A criação do Serviço Nacional de Saúde, que se torna lei em 1979, é um momento decisivo no alavancar da qualidade dos cuidados de saúde até então prestados ao portugueses.

Estabeleceu-se o direito à proteção na saúde, através de um sistema universal e gratuito. Como consequência, a cobertura dos cuidados à população quase que duplicou, com uma melhoria significativa de todos os indicadores de saúde.

É, muito provavelmente, a mais pacífica das conquistas do 25 de Abril, se bem que se comecem a discutir métodos diversos de garantir o acesso à saúde. A direção unificada, a gestão descentralizada e participada e, principalmente, a gratuitidade do SNS esbarram nos números da sustentabilidade do sistema. Mas a verdade é que ele foi absolutamente crucial para que o crescimento e desenvolvimento dos portugueses.

Mudanças à vista?

Como se pode por alguns dos exemplos aqui tratados, a revolução na saúde empreendida após o 25 de Abril teve um alcance brutal, levando muita gente pela primeira vez a uma consulta, a fazer um exame de rotina ou na prevenção de muitas doenças passíveis de serem tratadas a montante.
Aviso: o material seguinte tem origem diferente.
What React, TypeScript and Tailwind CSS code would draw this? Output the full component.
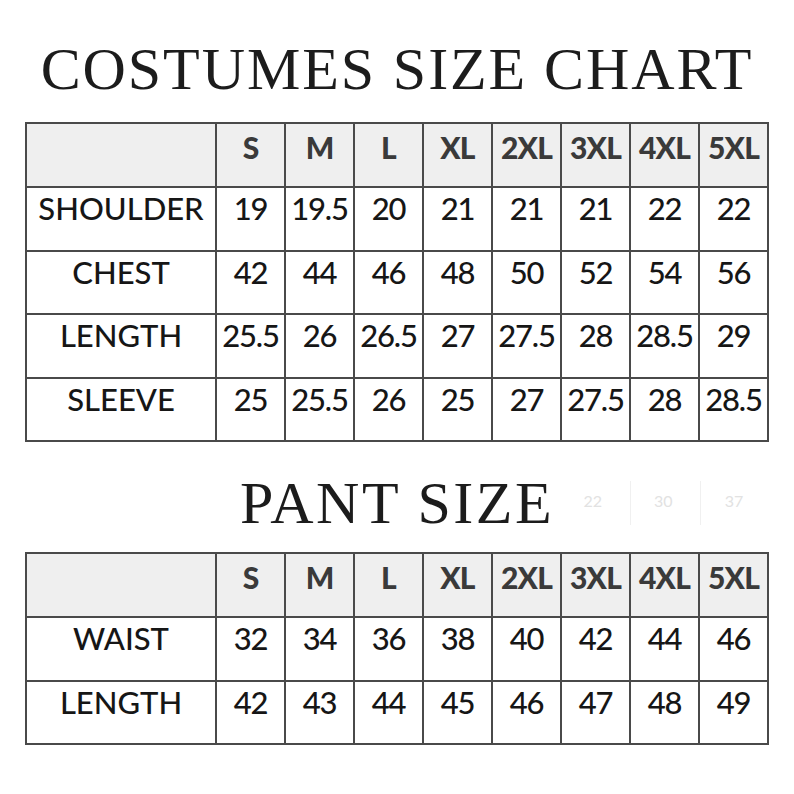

Tem os seus defeitos, as suas vulnerabilidade, mas olhando para a forma como a saúde é encarada em alguns países (sendo o mais célebre o caso dos Estados Unidos da América, onde milhões de cidadãos continuam sem acesso a cuidados de saúde por não possuírem seguros privados), talvez seja altura de perceber que o SNS pode, e deve, ser reformado. Aniquilado é que já não parece ser boa ideia.